Cape Townians are not stingy with compliments. But they also do not hold back on unwanted criticism. A man just straight up told me: „You look horrible!“ as I walked up Roodebloem road. „Excuse me??“ I said. He thought I hadn’t heard him and repeated, for the sake of clarity: „You look horrible!“. No additional information, no nothing. He said what he needed to say and then disappeared in a house.

Edit: Shortly after this encounter I left the house again to go to a casting and on the way I received some comments that slightly contradict his „opinion“. Here a small selection of my favourite:

„Who’s got the body that rock the party?“ Followed by some finger snapping in my direction by a resident of Woodstock’s streets
„You look beautiful aunty!“ by three teenage boys in school uniforms sitting outside on a stoep
„I like you even more now!“ from the roof of Jamaica me Crazy (referring to my shiny new bald head)
and my favourite: „Yesses girl, Cape Town is a beautiful country!“

Cape Town Stories 18

I was sitting at an FNB bank waiting in line for the customer service with another pregnant lady next to me and the assistant ( a man who looks rather banky, very clean cut from the front but has a little rat tail at the back ) seems to really love his job because he tells customers where to sit and which number to pull with so much joy that it makes you feel guilty for not wanting to be there. After a while of us waiting and the pregnant lady complaining to him that we have been sitting there for over 30 minutes he – and I am not joking nor lying – offers her a foot massage!

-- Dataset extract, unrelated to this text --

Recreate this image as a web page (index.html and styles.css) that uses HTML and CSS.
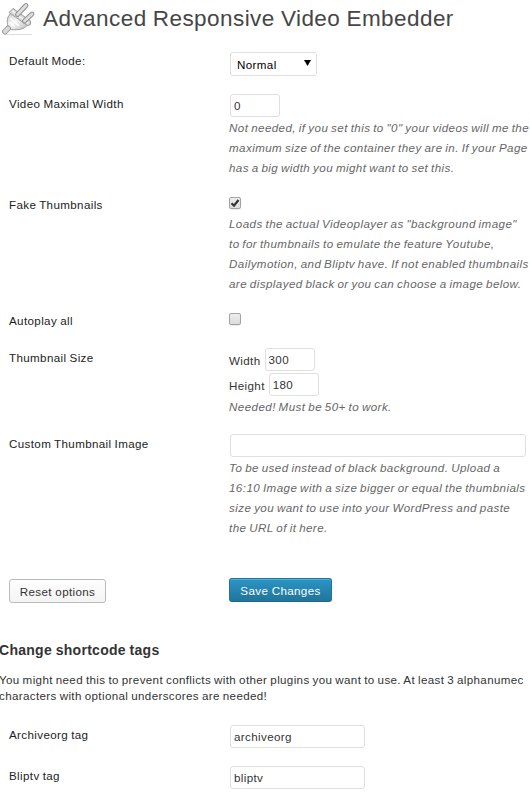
FILE: index.html
```html
<!DOCTYPE html>
<html lang="en">
<head>
<meta charset="utf-8">
<title>Advanced Responsive Video Embedder</title>
<link rel="stylesheet" href="styles.css">
</head>
<body>
<header class="page-header">
  <svg class="plug" width="36" height="36" viewBox="0 0 36 36">
    <defs>
      <linearGradient id="metal" x1="0" y1="0" x2="1" y2="1">
        <stop offset="0" stop-color="#c8c8c8"/><stop offset=".45" stop-color="#f5f5f5"/><stop offset="1" stop-color="#b8b8b8"/>
      </linearGradient>
    </defs>
    <path d="M4 34.500H32" stroke="#ddd" stroke-width="1"/>
    <path d="M11.500 12L8 17C6.500 21 7.500 24 8 27L10 29.500C15 30 20 30 24 28L29 24Z" fill="url(#metal)" stroke="#a0a0a0"/>
    <path d="M9 12.500L13 8.500L30.500 21V24.500L27.500 25.500Z" fill="#dadada" stroke="#999"/>
    <path d="M12.500 11L28 23" stroke="#f8f8f8" stroke-width="1.500"/>
    <path d="M17.500 14.500L26 5.500M24.500 21L32 14" stroke="#8f8f8f" stroke-width="4.800" stroke-linecap="round"/>
    <path d="M17.500 14.500L26 5.500M24.500 21L32 14" stroke="#dedede" stroke-width="2.800" stroke-linecap="round"/>
    <path d="M10 18L19 26M9.500 22L15 27" stroke="#fff" stroke-width="1.500"/>
    <path d="M8 28.500L5 31.500" stroke="#a0a0a0" stroke-width="6" stroke-linecap="round"/>
    <path d="M8 28.500L5 31.500" stroke="#d8d8d8" stroke-width="4" stroke-linecap="round"/>
  </svg>
  <h1 class="title">Advanced Responsive Video Embedder</h1>
</header>

<form class="options">
  <div class="row row-mode">
    <label class="label">Default Mode:</label>
    <div class="field"><div class="select">Normal<svg class="arrow" width="7" height="6" viewBox="0 0 7 6"><path d="M0 0H7L3.500 6Z"/></svg></div></div>
  </div>
  <div class="row row-width">
    <label class="label">Video Maximal Width</label>
    <div class="field">
      <input class="input small" type="text" value="0">
      <p class="desc">Not needed, if you set this to "0" your videos will me the<br>maximum size of the container they are in. If your Page<br>has a big width you might want to set this.</p>
    </div>
  </div>
  <div class="row row-fake">
    <label class="label">Fake Thumbnails</label>
    <div class="field">
      <span class="check"><svg width="10" height="10" viewBox="0 0 10 10"><path d="M1.500 5.200L4 7.700L8.500 2" fill="none" stroke="#333" stroke-width="2.200"/></svg></span>
      <p class="desc">Loads the actual Videoplayer as "background image"<br>to for thumbnails to emulate the feature Youtube,<br>Dailymotion, and Bliptv have. If not enabled thumbnails<br>are displayed black or you can choose a image below.</p>
    </div>
  </div>
  <div class="row row-autoplay">
    <label class="label">Autoplay all</label>
    <div class="field"><span class="check"></span></div>
  </div>
  <div class="row row-size">
    <label class="label">Thumbnail Size</label>
    <div class="field">
      <div class="dimension"><span class="dimension-name">Width</span><input class="input small" type="text" value="300"></div>
      <div class="dimension"><span class="dimension-name">Height</span><input class="input small" type="text" value="180"></div>
      <p class="desc">Needed! Must be 50+ to work.</p>
    </div>
  </div>
  <div class="row row-image">
    <label class="label">Custom Thumbnail Image</label>
    <div class="field">
      <input class="input wide" type="text">
      <p class="desc">To be used instead of black background. Upload a<br>16:10 Image with a size bigger or equal the thumbnials<br>size you want to use into your WordPress and paste<br>the URL of it here.</p>
    </div>
  </div>
  <div class="actions">
    <button class="button" type="button">Reset options</button>
    <button class="button primary" type="button">Save Changes</button>
  </div>

  <h2 class="subtitle">Change shortcode tags</h2>
  <p class="intro">You might need this to prevent conflicts with other plugins you want to use. At least 3 alphanumec<br>characters with optional underscores are needed!</p>
  <div class="row row-tag">
    <label class="label">Archiveorg tag</label>
    <div class="field"><input class="input tag" type="text" value="archiveorg"></div>
  </div>
  <div class="row row-tag">
    <label class="label">Bliptv tag</label>
    <div class="field"><input class="input tag" type="text" value="bliptv"></div>
  </div>
</form>
</body>
</html>
```
FILE: styles.css
```css
* { box-sizing: border-box; }
body {
  margin: 0;
  background: #fff;
  color: #333;
  font: 11.6px/18px "Liberation Sans", Arial, sans-serif;
  letter-spacing: .37px;
  word-spacing: -.5px;
  overflow: hidden;
}
.page-header { display: flex; height: 42px; }
.plug { flex: none; margin-right: 7px; fill: none; }
.title {
  margin: 0;
  padding-top: 4px;
  font-size: 22.5px;
  line-height: 29px;
  font-weight: 400;
  letter-spacing: .44px;
  color: #464646;
  white-space: nowrap;
}
.row {
  display: grid;
  grid-template-columns: 220px 298px;
  padding-left: 9px;
}
.row-mode { height: 43px; }
.row-width { height: 101px; }
.row-fake { height: 116px; }
.row-autoplay { height: 37px; }
.row-size { height: 86px; }
.row-image { height: 153px; }
.row-tag { height: 41px; }
.label { padding-top: 10px; color: #222; }
.field { padding-top: 9px; }
.row-mode .field { padding-top: 10px; }
.row-fake .field, .row-autoplay .field { padding-top: 11px; }
.select {
  display: flex;
  align-items: center;
  justify-content: space-between;
  width: 87px;
  height: 24px;
  margin-left: 1px;
  padding: 2px 5px 0 6px;
  border: 1px solid #dfdfdf;
  border-radius: 3px;
  color: #000;
}
.arrow { margin-top: -4px; fill: #000; }
.input {
  display: block;
  height: 23px;
  margin: 0 0 0 1px;
  padding: 0 3px;
  border: 1px solid #dfdfdf;
  border-radius: 3px;
  background: #fff;
  color: #333;
  font: inherit;
  letter-spacing: inherit;
}
.small { width: 50px; }
.wide { width: 296px; }
.tag { width: 135px; }
.desc {
  margin: 1px 0 0;
  color: #666;
  font-style: italic;
  line-height: 20px;
  letter-spacing: .42px;
  word-spacing: -.8px;
  white-space: nowrap;
}
.check {
  display: block;
  width: 12px;
  height: 12px;
  border: 1px solid #a3a3a3;
  border-radius: 2px;
  background: linear-gradient(#ededed, #dcdcdc);
  box-shadow: 0 1px 1px rgba(0, 0, 0, .08);
}
.check svg { display: block; }
.row-fake .desc { margin-top: 5px; }
.dimension { display: flex; gap: 4px; margin-bottom: 2px; }
.dimension-name { padding-top: 4px; }
.dimension .input { margin: 0; }
.row-size .desc { margin-top: -1px; }
.actions {
  display: grid;
  grid-template-columns: 220px 298px;
  align-items: start;
  justify-items: start;
  height: 62px;
  padding-left: 9px;
}
.button {
  width: 97px;
  height: 24px;
  margin-top: 1px;
  padding: 1px 0 0;
  border: 1px solid #bbb;
  border-radius: 3px;
  background: linear-gradient(#fefefe, #f4f4f4);
  color: #333;
  font: inherit;
  letter-spacing: .35px;
  white-space: nowrap;
}
.primary {
  width: 103px;
  margin-top: 0;
  border-color: #21759b #21759b #1e6a8d;
  background: linear-gradient(#2a95c5, #21759b);
  box-shadow: inset 0 1px 0 rgba(120, 200, 230, .5);
  color: #fff;
  text-shadow: 0 1px 0 rgba(0, 0, 0, .1);
}
.subtitle {
  margin: 0 0 0 -1px;
  font-size: 14px;
  line-height: 20px;
  font-weight: 700;
  letter-spacing: .28px;
}
.intro {
  height: 44px;
  margin: 12px 0 0 -1px;
  line-height: 16px;
  letter-spacing: .36px;
  word-spacing: -.6px;
  white-space: nowrap;
}
```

She laughs „Oooh, I would be so blessed“. He walks away only to return some seconds later with a bottle of yellow-ish massage oil and waves it in front of her face, while he drags a chair behind him for her to rest her feet on. Remember, we are at the bank!
Pregnant lady laughs: „No shame, man, I was joking, my feet are very dirty“ Him: „are you sure?“ Pregnant lady: „very very dirty“. Him: „Okay, I was also scared your husband was gonna come and moer me while I massage your feet“. I almost lost it. I am so happy I have blocked all my social media on my phone so that I can experience all the absurdities that Cape Town throws at me daily.